Use live dashboards and automated alerts for real-time monitoring, so you can quickly spot and resolve any issues.
A/B Testing Setup
Run A/B tests by setting up a control group and testing variants with statistically valid sample sizes and durations. Analyze the results to confirm whether changes improve performance. Use these insights to refine recommendation algorithms and adjust feedback strategies.
User Feedback Analysis
Refining recommendations further depends on analyzing user feedback. Platforms like Feeedback allow you to gather real-time insights through templates, reaction tools, surveys, and widgets. By tracking sentiment trends and recurring suggestions, you can make data-driven improvements to enhance recommendation quality.
Conclusion
Key Takeaways
Building an effective real-time recommendation engine requires a well-thought-out system. This includes a solid architecture, efficient data storage, and stringent quality checks. By focusing on performance metrics, choosing the right algorithms, and fine-tuning hardware configurations, you can ensure fast, accurate, and relevant recommendations that drive business outcomes.
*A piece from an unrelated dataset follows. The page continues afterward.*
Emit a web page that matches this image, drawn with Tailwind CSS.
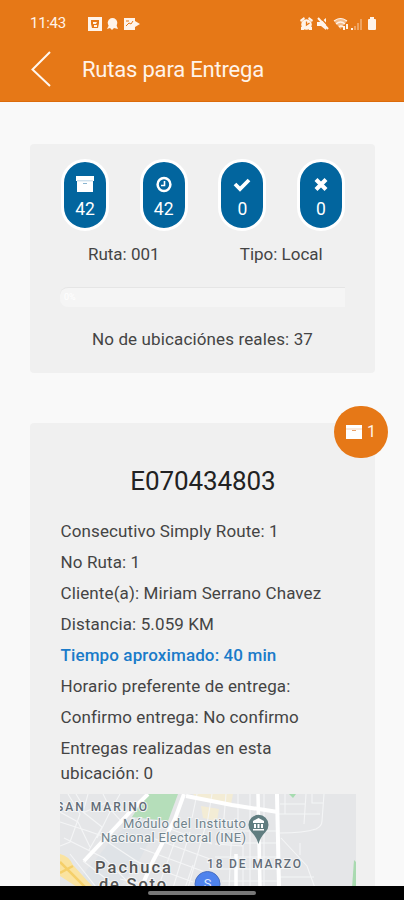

Here’s a practical plan to help you get started.
Step-by-Step Guide
-
Set Up Feedback Collection
- Add interactive widgets for user input.
- Launch user surveys to gather opinions.
- Open direct communication channels with users.
- Analyze sentiment trends to understand user preferences.
-
Build a Scalable System
- Design an architecture that supports real-time data processing.
- Introduce basic caching to speed up responses.
- Regularly track key performance indicators.
- Implement A/B testing to evaluate changes effectively.
-
Refine and Expand
- Continuously monitor real-time metrics to fine-tune algorithms and hardware.
- Study feedback trends to identify areas for improvement.
- Scale your infrastructure as demand grows.
- Adopt advanced caching techniques for better efficiency.
Keep refining your system based on actual user data and feedback to ensure consistent improvements.